Veteran testimonies confirm the precision of Nanchang logistics that made this possible:
- Over 20,000 troops attacked coordinated positions under He Long, Ye Ting, and Zhu De
- 3,000–5,000 enemy troops were annihilated during the engagement
- 5,000 small arms and 1,000,000 ammunition rounds were captured
- Zhou Enlai's Front Committee coordinated the entire operation
Communist forces held Nanchang until August 3, when Wang Jingwei ordered generals Zhang Fakui and Zhu Peide to recapture the city, forcing a strategic withdrawal toward Guangdong's coastal regions. The planned march through eastern Jiangxi toward Guangdong was intended to unite Communist forces with the peasant movement there. The uprising is now commemorated annually as China's Army Day, marking the birth of an armed force independently led by the Communist Party of China.
How the Nanchang Uprising Triggered the Second Revolutionary Civil War
The Shanghai Massacre of April 1927 didn't just kill thousands of communists—it shattered any remaining illusion that the CPC could survive within the Kuomintang's embrace. When communist forces seized Nanchang on August 1, they fired the first shot of outright rebellion, formally launching the Second Revolutionary Civil War.
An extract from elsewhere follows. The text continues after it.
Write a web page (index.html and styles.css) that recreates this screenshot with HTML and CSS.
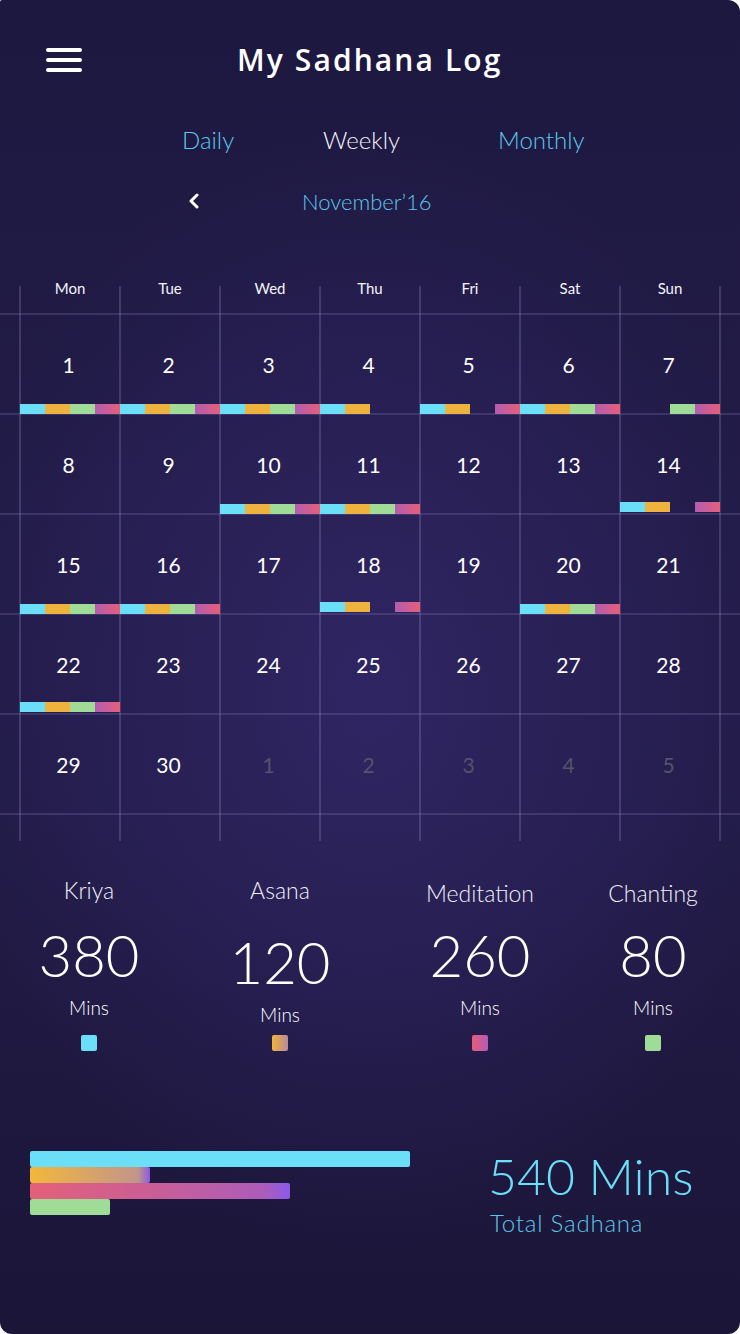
FILE: index.html
```html
<!DOCTYPE html>
<html lang="en">
<head>
<meta charset="utf-8">
<title>My Sadhana Log</title>
<link rel="stylesheet" href="styles.css">
</head>
<body>
<div class="screen">
  <header class="topbar">
    <button class="menu" aria-label="Menu">
      <span></span><span></span><span></span>
    </button>
    <h1 class="title">My Sadhana Log</h1>
  </header>

  <nav class="tabs">
    <span class="tab tab-daily">Daily</span>
    <span class="tab tab-weekly">Weekly</span>
    <span class="tab tab-monthly">Monthly</span>
  </nav>

  <div class="month-nav">
    <svg class="chev" width="12" height="16" viewBox="0 0 12 16"><path d="M9 2 L3 8 L9 14" fill="none" stroke="#fff" stroke-width="3" stroke-linecap="round" stroke-linejoin="round"/></svg>
    <span class="month">November’16</span>
  </div>

  <section class="calendar">
    <div class="row head">
      <div class="grid">
        <div class="dow">Mon</div><div class="dow">Tue</div><div class="dow">Wed</div><div class="dow">Thu</div><div class="dow">Fri</div><div class="dow">Sat</div><div class="dow">Sun</div>
      </div>
    </div>

    <div class="row week">
      <div class="grid">
        <div class="day"><span class="num">1</span><div class="bar"><i class="k"></i><i class="a"></i><i class="c"></i><i class="m"></i></div></div>
        <div class="day"><span class="num">2</span><div class="bar"><i class="k"></i><i class="a"></i><i class="c"></i><i class="m"></i></div></div>
        <div class="day"><span class="num">3</span><div class="bar"><i class="k"></i><i class="a"></i><i class="c"></i><i class="m"></i></div></div>
        <div class="day"><span class="num">4</span><div class="bar"><i class="k"></i><i class="a"></i><i></i><i></i></div></div>
        <div class="day"><span class="num">5</span><div class="bar"><i class="k"></i><i class="a"></i><i></i><i class="m"></i></div></div>
        <div class="day"><span class="num">6</span><div class="bar"><i class="k"></i><i class="a"></i><i class="c"></i><i class="m"></i></div></div>
        <div class="day"><span class="num">7</span><div class="bar"><i></i><i></i><i class="c"></i><i class="m"></i></div></div>
      </div>
    </div>

    <div class="row week">
      <div class="grid">
        <div class="day"><span class="num">8</span></div>
        <div class="day"><span class="num">9</span></div>
        <div class="day"><span class="num">10</span><div class="bar"><i class="k"></i><i class="a"></i><i class="c"></i><i class="m"></i></div></div>
        <div class="day"><span class="num">11</span><div class="bar"><i class="k"></i><i class="a"></i><i class="c"></i><i class="m"></i></div></div>
        <div class="day"><span class="num">12</span></div>
        <div class="day"><span class="num">13</span></div>
        <div class="day"><span class="num">14</span><div class="bar up"><i class="k"></i><i class="a"></i><i></i><i class="m"></i></div></div>
      </div>
    </div>

    <div class="row week">
      <div class="grid">
        <div class="day"><span class="num">15</span><div class="bar"><i class="k"></i><i class="a"></i><i class="c"></i><i class="m"></i></div></div>
        <div class="day"><span class="num">16</span><div class="bar"><i class="k"></i><i class="a"></i><i class="c"></i><i class="m"></i></div></div>
        <div class="day"><span class="num">17</span></div>
        <div class="day"><span class="num">18</span><div class="bar up"><i class="k"></i><i class="a"></i><i></i><i class="m"></i></div></div>
        <div class="day"><span class="num">19</span></div>
        <div class="day"><span class="num">20</span><div class="bar"><i class="k"></i><i class="a"></i><i class="c"></i><i class="m"></i></div></div>
        <div class="day"><span class="num">21</span></div>
      </div>
    </div>

    <div class="row week">
      <div class="grid">
        <div class="day"><span class="num">22</span><div class="bar up"><i class="k"></i><i class="a"></i><i class="c"></i><i class="m"></i></div></div>
        <div class="day"><span class="num">23</span></div>
        <div class="day"><span class="num">24</span></div>
        <div class="day"><span class="num">25</span></div>
        <div class="day"><span class="num">26</span></div>
        <div class="day"><span class="num">27</span></div>
        <div class="day"><span class="num">28</span></div>
      </div>
    </div>

    <div class="row week">
      <div class="grid">
        <div class="day"><span class="num">29</span></div>
        <div class="day"><span class="num">30</span></div>
        <div class="day other"><span class="num">1</span></div>
        <div class="day other"><span class="num">2</span></div>
        <div class="day other"><span class="num">3</span></div>
        <div class="day other"><span class="num">4</span></div>
        <div class="day other"><span class="num">5</span></div>
      </div>
    </div>

    <div class="tail"></div>
  </section>

  <section class="stats">
    <div class="stat">
      <div class="label">Kriya</div>
      <div class="value">380</div>
      <div class="unit">Mins</div>
      <span class="swatch k"></span>
    </div>
    <div class="stat low">
      <div class="label">Asana</div>
      <div class="value">120</div>
      <div class="unit">Mins</div>
      <span class="swatch a"></span>
    </div>
    <div class="stat">
      <div class="label shift">Meditation</div>
      <div class="value">260</div>
      <div class="unit">Mins</div>
      <span class="swatch m"></span>
    </div>
    <div class="stat">
      <div class="label shift">Chanting</div>
      <div class="value">80</div>
      <div class="unit">Mins</div>
      <span class="swatch c"></span>
    </div>
  </section>

  <section class="summary">
    <div class="hbars">
      <div class="hbar k" style="width:380px"></div>
      <div class="hbar a" style="width:120px"></div>
      <div class="hbar m" style="width:260px"></div>
      <div class="hbar c" style="width:80px"></div>
    </div>
    <div class="total">
      <div class="total-value">540 Mins</div>
      <div class="total-label">Total Sadhana</div>
    </div>
  </section>
</div>
</body>
</html>
```
FILE: styles.css
```css
* { box-sizing: border-box; }
html, body { margin: 0; padding: 0; background: #ffffff; }
body { font-family: "Lato", "Open Sans", sans-serif; color: #fff; }

.screen {
  width: 740px;
  height: 1334px;
  border-radius: 2px 12px 12px 12px;
  overflow: hidden;
  background:
    radial-gradient(ellipse 420px 560px at 370px 690px, rgba(52, 40, 108, 0.75), rgba(52, 40, 108, 0) 100%),
    linear-gradient(180deg, #1d1840 0%, #221c48 40%, #221c48 60%, #1b1538 100%);
  display: flex;
  flex-direction: column;
}

/* header */
.topbar {
  height: 120px;
  display: flex;
  align-items: center;
  padding: 0 0 0 46px;
}
.menu {
  width: 36px;
  height: 24px;
  padding: 0;
  border: 0;
  background: none;
  display: flex;
  flex-direction: column;
  justify-content: space-between;
  margin-top: -1px;
}
.menu span {
  display: block;
  height: 4px;
  border-radius: 2px;
  background: #fff;
}
.title {
  margin: 0 0 0 155px;
  font-family: "Open Sans", sans-serif;
  font-weight: 600;
  font-size: 30px;
  letter-spacing: 2.1px;
  line-height: 36px;
  color: #fff;
}

/* tabs */
.tabs {
  height: 44px;
  margin-top: -3px;
  display: grid;
  grid-template-columns: 323px 175px 1fr;
  align-items: center;
  font-weight: 300;
  font-size: 24px;
}
.tab-daily { color: #5bc8e8; margin-left: 182px; }
.tab-weekly { color: #f2f2f8; }
.tab-monthly { color: #5bc8e8; }

/* month nav */
.month-nav {
  height: 44px;
  margin-top: 18px;
  display: flex;
  align-items: center;
  padding-left: 188px;
}
.chev { display: block; }
.month {
  margin-left: 102px;
  font-weight: 300;
  font-size: 22px;
  color: #5bc8e8;
}

/* calendar */
.calendar {
  margin-top: 63px;
  background-image: repeating-linear-gradient(90deg, rgba(150, 140, 200, 0.28) 0, rgba(150, 140, 200, 0.28) 2px, transparent 2px, transparent 100px);
  background-size: 702px 100%;
  background-position: 19px 0;
  background-repeat: no-repeat;
}
.row { border-bottom: 2px solid rgba(150, 140, 200, 0.22); }
.grid {
  margin: 0 20px;
  display: grid;
  grid-template-columns: repeat(7, 100px);
}
.head { height: 29px; }
.dow {
  text-align: center;
  font-size: 15px;
  line-height: 16px;
  margin-top: -6px;
  color: #f4f4fa;
}
.week .grid { height: 98px; }
.day {
  display: flex;
  flex-direction: column;
  align-items: center;
  padding-top: 38px;
}
.num {
  font-size: 21px;
  line-height: 24px;
  color: #fff;
  margin-left: -3px;
}
.day.other .num { color: #54546a; }
.bar {
  margin-top: auto;
  width: 100px;
  height: 10px;
  display: flex;
  margin-bottom: -1px;
}
.bar.up { margin-bottom: 1px; }
.bar i { flex: 0 0 25px; height: 10px; }
.k { background: #6adff7; }
.a { background: #eeb33f; }
.c { background: #9fdc98; }
.m { background: linear-gradient(90deg, #b15cb2, #e65f77); }
.tail { height: 26px; }

/* stats */
.stats {
  margin-top: 35px;
  display: grid;
  grid-template-columns: 178px 204px 196px 150px;
}
.stat {
  display: flex;
  flex-direction: column;
  align-items: center;
}
.label {
  font-weight: 300;
  font-size: 23px;
  line-height: 28px;
  color: #f0f0f8;
}
.label.shift { margin-top: 3px; margin-bottom: -3px; }
.value {
  margin-top: 20px;
  font-weight: 300;
  font-size: 58px;
  line-height: 62px;
  color: #fff;
}
.stat.low .value { margin-top: 27px; }
.unit {
  margin-top: 10px;
  font-weight: 300;
  font-size: 19px;
  line-height: 24px;
  color: #fff;
}
.swatch {
  margin-top: 15px;
  width: 16px;
  height: 16px;
  border-radius: 2px;
}
.stat.low .swatch { margin-top: 8px; }
.swatch.a { background: linear-gradient(90deg, #f0b33a, #b98a98); }
.swatch.m { background: linear-gradient(90deg, #e85d78, #b05cb8); }

/* summary */
.summary {
  margin-top: 100px;
  display: flex;
  padding-left: 30px;
}
.hbars {
  width: 458px;
  display: flex;
  flex-direction: column;
}
.hbar { height: 16px; border-radius: 2px; }
.hbar.a { background: linear-gradient(90deg, #f2b73b 0%, #c2958a 90%, #8c5ae6 100%); }
.hbar.m { background: linear-gradient(90deg, #e4607a 0%, #c85e98 50%, #ac5cba 90%, #8a5ae8 100%); }
.total-value {
  font-weight: 300;
  font-size: 50px;
  line-height: 50px;
  color: #6adff7;
}
.total-label {
  margin-top: 8px;
  margin-left: 2px;
  font-weight: 300;
  font-size: 24px;
  letter-spacing: 0.8px;
  line-height: 28px;
  color: #5bc8e8;
}
```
You can trace the war's escalation directly to three simultaneous uprisings—Nanchang, Autumn Harvest, and Guangzhou—which together signaled the CPC's commitment to armed, independent revolution. Peasant mobilization became central to this strategy, with Soviet Comintern directing forces toward Guangdong to ignite rural revolt.
International reaction intensified pressure, as foreign business interests had already pushed Chiang toward violent suppression, making compromise permanently impossible and factional warfare inevitable. The insurrectionary troops who survived the campaign eventually made their way to the Jinggang Mountains, where Zhu De and Chen Yi united their forces with Mao Zedong's Revolutionary Army of Workers and Peasants.
The Nanchang Uprising was led by a committee with Zhou Enlai as secretary, alongside commanders Ye Ting, Zhu De, Liu Bocheng, and He Long, mobilizing more than 20,000 troops under party control and influence.